Line personnel reported that as the airplane was being fueled, the second pilot loaded more than one bag in the left front baggage compartment. With fueling complete, line personnel saw the second pilot pull the front left baggage door down, but not lock or latch it. Witnesses near midfield of the 8,001-foot long runway, reported that the airplane was airborne, and the front left baggage door was closed. Witnesses near the end of the runway, reported that the airplane was about 200 feet above ground level (agl) and they noted that the front left baggage door was open and standing straight up. All of the witnesses reported that the airplane turned slightly left, leveled off, and was slow. The airplane began to descend, and the wings were slightly rocking before it stalled, broke right, and collided with the terrain. Investigators found no anomalies with the airframe or engines that would have precluded normal operation. The forward baggage doors' design incorporates a key lock in the lower center of each door, and two latches in the left and right bottom section of the doors. There are two hinges in the upper left and right sections of the door. The handles latched the door to the door frame in the fuselage.
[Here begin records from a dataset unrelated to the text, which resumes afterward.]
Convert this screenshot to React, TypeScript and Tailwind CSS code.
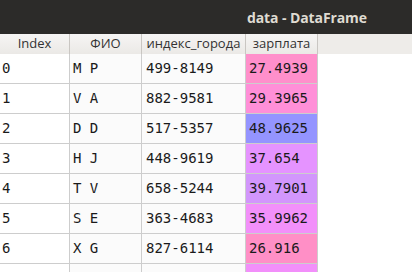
import React from "react";

type Row = {
  idx: number;
  name: string;
  code: string;
  salary: string;
  bg: string;
};

const rows: Row[] = [
  { idx: 0, name: "M P", code: "499-8149", salary: "27.4939", bg: "bg-[#ff8fcb]" },
  { idx: 1, name: "V A", code: "882-9581", salary: "29.3965", bg: "bg-[#ff8fd8]" },
  { idx: 2, name: "D D", code: "517-5357", salary: "48.9625", bg: "bg-[#9494ff]" },
  { idx: 3, name: "H J", code: "448-9619", salary: "37.654", bg: "bg-[#e593ff]" },
  { idx: 4, name: "T V", code: "658-5244", salary: "39.7901", bg: "bg-[#d296fc]" },
  { idx: 5, name: "S E", code: "363-4683", salary: "35.9962", bg: "bg-[#f290fa]" },
  { idx: 6, name: "X G", code: "827-6114", salary: "26.916", bg: "bg-[#ff8fc6]" },
  { idx: 7, name: "", code: "", salary: "", bg: "bg-[#f28ffa]" },
];

const mono = "font-['DejaVu_Sans_Mono',monospace] text-[14px] text-[#1a1a1a]";
const cell = "h-[30px] border-b border-r border-[#cdcdcd] flex items-center";
const head =
  "border-b border-r border-[#c9c6c2] bg-gradient-to-b from-[#f6f5f4] to-[#ebe9e6] flex items-center justify-center";

export default function App() {
  return (
    <div className="w-[412px] h-[272px] overflow-hidden bg-white">
      <div className="h-[34px] bg-[#2c2b29] flex items-center pl-[247px]">
        <span className="font-['Open_Sans',sans-serif] font-bold text-[14px] text-[#dfdbd2] tracking-[-0.1px]">
          data - DataFrame
        </span>
      </div>

      <div className="grid grid-cols-[70px_72px_104px_72px_1fr] h-[20px] font-['Open_Sans',sans-serif] text-[13px] text-[#333333]">
        <div className={head}>Index</div>
        <div className={head}>ФИО</div>
        <div className={head}>индекс_города</div>
        <div className={head}>зарплата</div>
        <div className="bg-[#eeece9]" />
      </div>

      <div className="grid grid-cols-[70px_72px_104px_72px_1fr]">
        {rows.map((r) => (
          <React.Fragment key={r.idx}>
            <div className={`${cell} ${mono} bg-white pl-[2px]`}>{r.name ? r.idx : ""}</div>
            <div className={`${cell} ${mono} bg-[#fbfbfb] pl-[3px]`}>{r.name}</div>
            <div className={`${cell} ${mono} bg-[#fbfbfb] pl-[4px]`}>{r.code}</div>
            <div className={`${cell} ${mono} ${r.bg} pl-[3px]`}>{r.salary}</div>
            <div className="h-[30px] bg-white" />
          </React.Fragment>
        ))}
      </div>
    </div>
  );
}
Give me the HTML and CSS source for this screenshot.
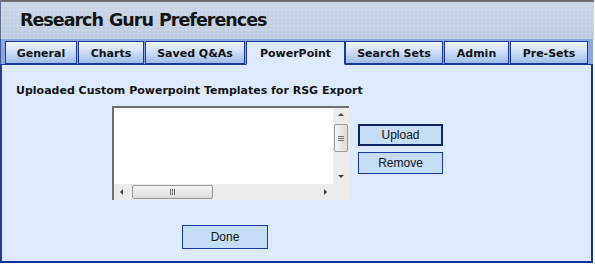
FILE: index.html
```html
<!DOCTYPE html>
<html>
<head>
<meta charset="utf-8">
<link rel="stylesheet" href="styles.css">
</head>
<body>
<div class="window">
  <div class="header"><h1 class="title">Research Guru Preferences</h1></div>
  <div class="tabstrip">
    <div class="tab w-general">General</div>
    <div class="tab w-charts">Charts</div>
    <div class="tab w-saved">Saved Q&amp;As</div>
    <div class="tab active w-ppt">PowerPoint</div>
    <div class="tab w-search">Search Sets</div>
    <div class="tab w-admin">Admin</div>
    <div class="tab w-presets">Pre-Sets</div>
  </div>
  <div class="panel">
    <div class="label">Uploaded Custom Powerpoint Templates for RSG Export</div>
    <div class="row">
      <div class="listbox">
        <div class="list-area"></div>
        <div class="vscroll">
          <span class="arrow up"></span>
          <span class="vthumb"><i></i><i></i><i></i></span>
          <span class="arrow down"></span>
        </div>
        <div class="hscroll">
          <span class="arrow left"></span>
          <span class="hthumb"><i></i><i></i><i></i></span>
          <span class="arrow right"></span>
        </div>
        <div class="corner"></div>
      </div>
      <div class="buttons">
        <button class="btn btn-focus">Upload</button>
        <button class="btn">Remove</button>
      </div>
    </div>
    <div class="done-row"><button class="btn btn-done">Done</button></div>
  </div>
</div>
</body>
</html>
```
FILE: styles.css
```css
html, body {
  margin: 0;
  padding: 0;
  background: #ffffff;
}
.window {
  width: 593px;
  height: 263px;
  display: flex;
  flex-direction: column;
  font-family: "DejaVu Sans", Verdana, sans-serif;
}
.header {
  height: 39px;
  border-top: 2px solid #6f6f6f;
  border-left: 1px solid #5d6f8c;
  width: 594px;
  box-sizing: border-box;
  background-color: #bccbe0;
  background-image:
    linear-gradient(180deg, rgba(210,220,234,0.6) 0%, rgba(180,196,220,0.2) 100%),
    repeating-linear-gradient(90deg, rgba(255,255,255,0.12) 0 2px, rgba(0,0,0,0) 2px 4px),
    repeating-linear-gradient(0deg, rgba(255,255,255,0.12) 0 2px, rgba(0,0,0,0) 2px 4px);
  display: flex;
  align-items: flex-start;
}
.title {
  margin: 8px 0 0 19px;
  font-size: 17.5px;
  font-weight: bold;
  color: #141414;
  letter-spacing: -1px;
  word-spacing: 1px;
}
.tabstrip {
  height: 25px;
  box-sizing: border-box;
  background: #8aa8e0;
  border-left: 1px solid #3b559a;
  display: flex;
  align-items: flex-end;
  padding-left: 4px;
  gap: 1px;
}
.tab {
  height: 23px;
  box-sizing: border-box;
  border: 1px solid #1c3a9a;
  border-bottom: 1px solid #1c3a9a;
  background: linear-gradient(180deg, #f2f6fd 0%, #d4e2f8 40%, #9fbcec 100%);
  font-size: 11px;
  font-weight: bold;
  color: #121212;
  display: flex;
  align-items: center;
  justify-content: center;
  padding-top: 1px;
}
.tab.active {
  background: #dde9fd;
  border-bottom-color: #dde9fd;
  height: 24px;
  margin-bottom: -1px;
  position: relative;
  z-index: 1;
}
.w-general { width: 72px; }
.w-charts { width: 66px; }
.w-saved { width: 100px; }
.w-ppt { width: 99px; margin-right: -1px; }
.w-search { width: 98px; }
.w-admin { width: 65px; }
.w-presets { width: 78px; }
.panel {
  flex: 1;
  background: #dde9fd;
  border-left: 2px solid #1f3c8e;
  border-right: 2px solid #123097;
  border-bottom: 2px solid #123097;
  border-top: 1px solid #1c3a9a;
  display: flex;
  flex-direction: column;
}
.label {
  margin: 19px 0 0 14px;
  font-size: 11px;
  font-weight: bold;
  color: #141414;
  height: 13px;
  line-height: 13px;
}
.row {
  display: flex;
  margin: 9px 0 0 110px;
  align-items: flex-start;
}
.listbox {
  width: 237px;
  height: 94px;
  box-sizing: border-box;
  border-top: 2px solid #707070;
  border-left: 2px solid #707070;
  background: #ffffff;
  display: grid;
  grid-template-columns: 1fr 16px;
  grid-template-rows: 1fr 16px;
}
.list-area { background: #ffffff; }
.vscroll {
  background: #ebebeb;
  display: flex;
  flex-direction: column;
  align-items: center;
  position: relative;
}
.hscroll {
  background: #ebebeb;
  display: flex;
  align-items: center;
  position: relative;
}
.corner { background: #ebebeb; }
.arrow {
  width: 0;
  height: 0;
  position: absolute;
}
.arrow.up {
  top: 5px; left: 5px;
  border-left: 3px solid transparent;
  border-right: 3px solid transparent;
  border-bottom: 3px solid #404040;
}
.arrow.down {
  bottom: 6px; left: 5px;
  border-left: 3px solid transparent;
  border-right: 3px solid transparent;
  border-top: 3px solid #404040;
}
.arrow.left {
  left: 6px; top: 5px;
  border-top: 3px solid transparent;
  border-bottom: 3px solid transparent;
  border-right: 3px solid #404040;
}
.arrow.right {
  right: 6px; top: 5px;
  border-top: 3px solid transparent;
  border-bottom: 3px solid transparent;
  border-left: 3px solid #404040;
}
.vthumb {
  position: absolute;
  top: 16px;
  left: 1px;
  width: 14px;
  height: 28px;
  box-sizing: border-box;
  border: 1px solid #9a9a9a;
  border-radius: 2px;
  background: linear-gradient(90deg, #f4f4f4, #dcdcdc);
  display: flex;
  flex-direction: column;
  align-items: center;
  justify-content: center;
  gap: 1px;
}
.vthumb i {
  display: block;
  width: 6px;
  height: 1px;
  background: #707070;
}
.hthumb {
  position: absolute;
  left: 18px;
  top: 1px;
  width: 81px;
  height: 14px;
  box-sizing: border-box;
  border: 1px solid #9a9a9a;
  border-radius: 2px;
  background: linear-gradient(180deg, #f4f4f4, #dcdcdc);
  display: flex;
  align-items: center;
  justify-content: center;
  gap: 1px;
}
.hthumb i {
  display: block;
  width: 1px;
  height: 6px;
  background: #707070;
}
.buttons {
  display: flex;
  flex-direction: column;
  gap: 6px;
  margin: 18px 0 0 9px;
}
.btn {
  width: 85px;
  height: 22px;
  box-sizing: border-box;
  background: #c5ddf5;
  border: 1px solid #1b3aa6;
  font-family: "Liberation Sans", Arial, sans-serif;
  font-size: 12px;
  color: #111111;
  padding: 0;
  margin: 0;
}
.btn-focus {
  border: 2px solid #0c2466;
}
.done-row {
  margin: 25px 0 0 180px;
}
.btn-done {
  width: 86px;
  height: 24px;
}
```
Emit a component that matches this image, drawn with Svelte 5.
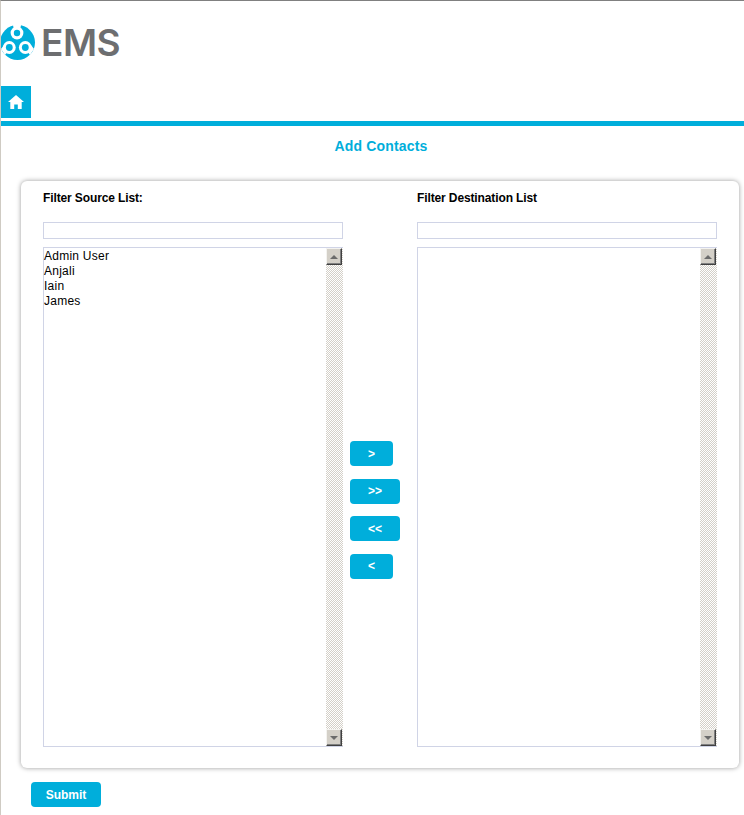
<script>
	const moveButtons = [
		{ label: '>', wide: false },
		{ label: '>>', wide: true },
		{ label: '<<', wide: true },
		{ label: '<', wide: false }
	];
	const source = ['Admin User', 'Anjali', 'Iain', 'James'];
	const lists = [
		{ title: 'Filter Source List:', items: source },
		{ title: 'Filter Destination List', items: [] }
	];
</script>

{#snippet column(list)}
	<div class="column">
		<div class="col-title">{list.title}</div>
		<input class="filter" type="text" />
		<div class="listbox">
			<div class="options">
				{#each list.items as item}
					<div>{item}</div>
				{/each}
			</div>
			<div class="scrollbar">
				<div class="arrow up"><i></i></div>
				<div class="arrow down"><i></i></div>
			</div>
		</div>
	</div>
{/snippet}

<div class="page">
	<header class="logo">
		<svg width="36" height="36" viewBox="0 0 36 36" aria-hidden="true">
			<circle cx="17.5" cy="17.5" r="17.5" fill="#00aedb" />
			<path d="M13 0 L21 0 L20 5 L14 5 Z" fill="#fff" />
			<path d="M1 24 L5 30 L8 26 L4 20 Z" fill="#fff" />
			<path d="M34 24 L30 30 L27 26 L31 20 Z" fill="#fff" />
			<circle cx="17" cy="8" r="6.4" fill="#fff" />
			<circle cx="17" cy="8" r="3.2" fill="#00aedb" />
			<circle cx="9.3" cy="22.5" r="6.4" fill="#fff" />
			<circle cx="9.3" cy="22.5" r="3.4" fill="#00aedb" />
			<circle cx="25.3" cy="22.5" r="6.4" fill="#fff" />
			<circle cx="25.3" cy="22.5" r="3.4" fill="#00aedb" />
		</svg>
		<span class="brand">EMS</span>
	</header>

	<nav class="nav">
		<a class="home" href="#home" aria-label="Home">
			<svg width="16" height="14" viewBox="0 0 16 14" aria-hidden="true">
				<path fill="#fff" d="M8 0 L16 7 L13.7 7 L13.7 14 L9.8 14 L9.8 9.5 L6.2 9.5 L6.2 14 L2.3 14 L2.3 7 L0 7 Z" />
			</svg>
		</a>
	</nav>

	<h1>Add Contacts</h1>

	<section class="card">
		{@render column(lists[0])}
		<div class="moves">
			{#each moveButtons as b}
				<button class="btn" class:wide={b.wide}>{b.label}</button>
			{/each}
		</div>
		{@render column(lists[1])}
	</section>

	<button class="btn submit">Submit</button>
</div>

<style>
	:global(body) {
		margin: 0;
		background: #fff;
		font-family: 'Liberation Sans', Arial, sans-serif;
	}

	.page {
		height: 814px;
		overflow: hidden;
		border-top: 1px solid #808080;
		border-left: 1px solid #cfcbc3;
	}

	.logo {
		display: flex;
		align-items: center;
		gap: 5px;
		height: 36px;
		margin: 24px 0 0 -1px;
	}

	.brand {
		font-family: Inter, Lato, sans-serif;
		font-weight: 600;
		font-size: 37px;
		line-height: 36px;
		letter-spacing: -0.5px;
		color: #6d6e70;
	}

	.nav {
		margin-top: 25px;
		border-bottom: 5px solid #00aedb;
		height: 35px;
	}

	.home {
		display: flex;
		align-items: center;
		justify-content: center;
		width: 30px;
		height: 32px;
		background: #00aedb;
	}

	h1 {
		margin: 12px 0 0;
		padding-left: 17px;
		text-align: center;
		font-size: 14px;
		line-height: 16px;
		font-weight: 700;
		letter-spacing: 0.15px;
		color: #00aedb;
	}

	.card {
		display: flex;
		box-sizing: border-box;
		width: 718px;
		height: 587px;
		margin: 27px 0 0 20px;
		padding: 9px 22px 0;
		background: #fff;
		border-radius: 6px;
		box-shadow: 0 0 5px rgba(0, 0, 0, 0.4);
	}

	.column {
		display: flex;
		flex-direction: column;
		width: 300px;
	}

	.col-title {
		font-size: 12px;
		line-height: 16px;
		font-weight: 700;
		letter-spacing: -0.12px;
		color: #000;
	}

	.filter {
		box-sizing: border-box;
		width: 300px;
		height: 17px;
		margin: 16px 0 8px;
		padding: 0;
		border: 1px solid #d0d4e6;
		outline: none;
	}

	.listbox {
		display: flex;
		box-sizing: border-box;
		width: 300px;
		height: 500px;
		border: 1px solid #d0d4e6;
		border-right: 0;
	}

	.options {
		flex: 1;
		font-size: 12px;
		line-height: 15px;
		letter-spacing: 0.25px;
		color: #000;
		padding-top: 1px;
	}

	.scrollbar {
		display: flex;
		flex-direction: column;
		justify-content: space-between;
		box-sizing: border-box;
		width: 17px;
		height: 100%;
		background: repeating-conic-gradient(#d4d0c8 0 25%, #fff 0 50%) 0 0 / 2px 2px;
	}

	.arrow {
		display: flex;
		align-items: center;
		justify-content: center;
		width: 16px;
		height: 17px;
		box-sizing: border-box;
		background: #d4d0c8;
		border: 1px solid;
		border-color: #f4f3f0 #404040 #404040 #f4f3f0;
		box-shadow: inset -1px -1px 0 #808080;
	}

	.arrow i {
		width: 0;
		height: 0;
		border-left: 4px solid transparent;
		border-right: 4px solid transparent;
	}

	.up i {
		border-bottom: 4px solid #6b6b6b;
	}

	.down i {
		border-top: 4px solid #6b6b6b;
	}

	.moves {
		display: flex;
		flex-direction: column;
		align-items: flex-start;
		gap: 12.5px;
		width: 74px;
		padding: 251px 0 0 7px;
		box-sizing: border-box;
	}

	.btn {
		width: 43px;
		height: 25px;
		padding: 0;
		border: 0;
		border-radius: 4px;
		background: #00aedb;
		color: #fff;
		font-family: inherit;
		font-size: 12px;
		font-weight: 700;
	}

	.btn.wide {
		width: 50px;
	}

	.submit {
		display: block;
		width: 70px;
		margin: 14px 0 0 30px;
	}
</style>
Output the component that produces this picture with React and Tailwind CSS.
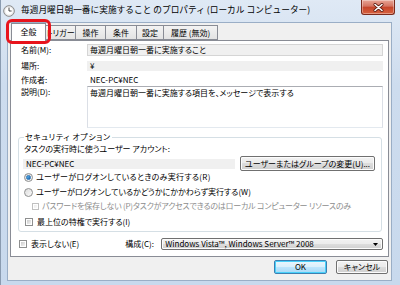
import React from "react";

const F = "font-['Noto_Sans_CJK_JP','Noto_Sans',sans-serif] [font-feature-settings:'palt']";

function Radio({ checked }) {
  return (
    <div className="w-[9px] h-[9px] rounded-full border border-[#8e8f8f] bg-gradient-to-br from-[#dcdcdc] to-[#fbfbfb] flex items-center justify-center shrink-0">
      {checked && (
        <div className="w-[5px] h-[5px] rounded-full bg-gradient-to-br from-[#5dc1f5] to-[#1d5da8] border border-[#2a72b5]" />
      )}
    </div>
  );
}

function Check({ disabled }) {
  return (
    <div
      className={
        "shrink-0 border bg-white p-[1px] " +
        (disabled ? "border-[#c0c0c0] w-[7px] h-[7px]" : "border-[#8e8f8f] w-[8px] h-[8px]")
      }
    >
      <div className={"w-full h-full bg-gradient-to-br " + (disabled ? "from-[#ececec] to-[#fafafa]" : "from-[#cbcbcb] to-[#f4f4f4]")} />
    </div>
  );
}

function Btn({ children, className = "", def }) {
  return (
    <div
      className={
        "rounded-[2px] border flex items-center justify-center text-[8px] leading-none text-black " +
        (def
          ? "border-[#3c7fb1] bg-[linear-gradient(#eaf6fd_0%,#d9f0fc_50%,#bee6fd_50%,#a7d9f5_100%)] shadow-[inset_0_0_0_1px_#48d1fa] "
          : "border-[#707070] bg-[linear-gradient(#f2f2f2_0%,#ebebeb_50%,#dddddd_50%,#cfcfcf_100%)] shadow-[inset_0_0_0_1px_#fcfcfc] ") +
        className
      }
    >
      {children}
    </div>
  );
}

export default function App() {
  return (
    <div className={"w-[400px] h-[285px] relative overflow-hidden flex flex-col bg-[linear-gradient(#dfe9f5,#cddcee_30%,#c8d9ed)] border-l border-[#8a9bb0] " + F}>
      {/* title bar */}
      <div className="h-[22px] shrink-0 flex items-start relative">
        <svg className="ml-[2px] mt-[5px]" width="12" height="12" viewBox="0 0 12 12">
          <circle cx="6" cy="6" r="5.3" fill="#f4f4f4" stroke="#7a7a7a" strokeWidth="0.9" />
          <circle cx="6" cy="6" r="4.2" fill="#fff" stroke="#c8c8c8" strokeWidth="0.5" />
          <path d="M6 2.6 V6 H8.6" stroke="#333" strokeWidth="0.9" fill="none" />
        </svg>
        <div className="ml-[6px] mt-[4px] text-[8.7px] leading-[12px] text-black whitespace-nowrap [font-feature-settings:normal]">
          毎週月曜日朝一番に実施すること のプロパティ (ローカル コンピューター)
        </div>
        <div className="absolute right-[5px] top-0 w-[34px] h-[15px] rounded-b-[3px] border border-t-0 border-[#7a2a1c] bg-[linear-gradient(#e8a596,#d47360_45%,#c5442a_50%,#d8623f)] flex items-center justify-center shadow-[inset_0_0_0_1px_rgba(255,255,255,0.35)]">
          <svg width="11" height="9" viewBox="0 0 11 9">
            <path d="M2 1.5 L9 7.5 M9 1.5 L2 7.5" stroke="#5a1a10" strokeWidth="3" strokeLinecap="round" />
            <path d="M2 1.5 L9 7.5 M9 1.5 L2 7.5" stroke="#fff" strokeWidth="1.6" strokeLinecap="round" />
          </svg>
        </div>
      </div>

      {/* client */}
      <div className="ml-[6px] mr-[8px] h-[259px] bg-[#f0f0f0] border border-[#9aaec6] flex flex-col">
        {/* tabs */}
        <div className="h-[18px] flex items-end pl-[3px] relative z-10 text-[8px] leading-none text-black">
          <div className="w-[35px] h-[18px] bg-white border border-b-0 border-[#898c95] flex items-center justify-center pb-[1px]">全般</div>
          <div className="w-[30px] h-[15px] mb-[1px] border border-[#898c95] border-l-0 bg-[linear-gradient(#f3f3f3,#e3e3e3)] flex items-center justify-center">トリガー</div>
          <div className="w-[30px] h-[15px] mb-[1px] border border-l-0 border-[#898c95] bg-[linear-gradient(#f3f3f3,#e3e3e3)] flex items-center justify-center">操作</div>
          <div className="w-[31px] h-[15px] mb-[1px] border border-l-0 border-[#898c95] bg-[linear-gradient(#f3f3f3,#e3e3e3)] flex items-center justify-center">条件</div>
          <div className="w-[27px] h-[15px] mb-[1px] border border-l-0 border-[#898c95] bg-[linear-gradient(#f3f3f3,#e3e3e3)] flex items-center justify-center">設定</div>
          <div className="w-[54px] h-[15px] mb-[1px] border border-l-0 border-[#898c95] bg-[linear-gradient(#f3f3f3,#e3e3e3)] flex items-center justify-center">履歴 (無効)</div>
        </div>
        {/* panel */}
        <div className="mx-[2px] -mt-[1px] h-[217px] bg-white border border-[#898c95] pt-[3px] pl-[10px] pr-[5px] flex flex-col text-[8px] leading-none text-black">
          <div className="h-[12px] flex items-center">
            <div className="w-[66px]">名前(M):</div>
            <div className="flex-1 h-full bg-[#f0f0f0] border border-[#d5d5d5] flex items-center pl-[2px]">毎週月曜日朝一番に実施すること</div>
          </div>
          <div className="mt-[5px] h-[10px] flex items-center">
            <div className="w-[66px]">場所:</div>
            <div className="flex-1 h-full bg-[#f0f0f0] flex items-center pl-[3px]">¥</div>
          </div>
          <div className="mt-[4px] h-[10px] flex items-center">
            <div className="w-[66px]">作成者:</div>
            <div className="flex-1 pl-[3px]">NEC-PC¥NEC</div>
          </div>
          <div className="mt-[1px] h-[42px] flex">
            <div className="w-[66px] pt-[2px]">説明(D):</div>
            <div className="flex-1 h-full bg-white border border-[#abadb3] border-l-[#dbdfe6] border-r-[#dbdfe6] border-b-[#e3e9ef] pl-[2px] pt-[2px]">
              毎週月曜日朝一番に実施する項目を、メッセージで表示する
            </div>
          </div>
          <fieldset className="mt-[4px] -ml-[3px] mr-[1px] border border-[#d5dfe5] rounded-[3px] px-[5px] pb-[4px]">
            <legend className="px-[1px] h-[10px] leading-[10px] tracking-[0.6px]">セキュリティ オプション</legend>
            <div className="mt-[2px] h-[10px] flex items-center">タスクの実行時に使うユーザー アカウント:</div>
            <div className="mt-[2px] h-[15px] flex items-center">
              <div className="-ml-[1px] w-[212px] h-[10px] bg-[#f0f0f0] flex items-center pl-[3px]">NEC-PC¥NEC</div>
              <Btn className="ml-[5px] w-[135px] h-[15px]">ユーザーまたはグループの変更(U)...</Btn>
            </div>
            <div className="mt-[1px] h-[10px] flex items-center gap-[3px]">
              <Radio checked />
              <span className="tracking-[0.3px]">ユーザーがログオンしているときのみ実行する(R)</span>
            </div>
            <div className="mt-[5px] h-[10px] flex items-center gap-[3px]">
              <Radio />
              <span>ユーザーがログオンしているかどうかにかかわらず実行する(W)</span>
            </div>
            <div className="mt-[4px] h-[10px] flex items-center gap-[3px] pl-[8px] text-[#8d8d8d]">
              <Check disabled />
              <span className="tracking-[-0.2px]">パスワードを保存しない (P)タスクがアクセスできるのはローカル コンピューター リソースのみ</span>
            </div>
            <div className="mt-[6px] h-[10px] flex items-center gap-[4px] pl-[1px]">
              <Check />
              <span>最上位の特権で実行する(I)</span>
            </div>
          </fieldset>
          <div className="mt-[6px] h-[12px] flex items-center">
            <div className="ml-[-2px] flex items-center gap-[4px]">
              <Check />
              <span>表示しない(E)</span>
            </div>
            <div className="ml-[46px] w-[36px]">構成(C):</div>
            <div className="flex-1 h-full rounded-[2px] border border-[#707070] bg-[linear-gradient(#f2f2f2_0%,#ebebeb_50%,#dddddd_50%,#cfcfcf_100%)] shadow-[inset_0_0_0_1px_#fcfcfc] flex items-center pl-[3px] pr-[4px]">
              <span className="flex-1">Windows Vista™, Windows Server™ 2008</span>
              <svg width="5" height="3" viewBox="0 0 5 3"><path d="M0 0H5L2.5 3Z" fill="#000" /></svg>
            </div>
          </div>
        </div>
        {/* buttons */}
        <div className="mt-[3px] flex justify-end pr-[3px] gap-[9px]">
          <Btn def className="w-[53px] h-[14px]">OK</Btn>
          <Btn className="w-[52px] h-[14px]">キャンセル</Btn>
        </div>
      </div>

      {/* red highlight */}
      <div className="absolute left-[5px] top-[19px] w-[45px] h-[25px] rounded-[6px] border-[3px] border-[#e8141c] z-20" />
    </div>
  );
}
The key would be in the horizontal position in an unlocked condition, and in the vertical position in a locked condition. The front left baggage door was found within the main wreckage debris field and had sustained mechanical and thermal damage. The key lock was in the horizontal position. Several instances of a baggage door opening in flight have been recorded in Cessna Citation airplanes. In some cases, the door separated, and in others it remained attached. The crews of these other airplanes returned to the airport and landed successfully.

The National Transportation Safety Board determines the probable cause(s) of this accident to be:

The pilot's failure to maintain an adequate airspeed during the initial climb resulting in an inadvertent stall/spin. Contributing to the accident were the second pilots inadequate preflight, failure to properly secure the front baggage door, and the front left baggage door opening in flight, which likely distracted the first pilot.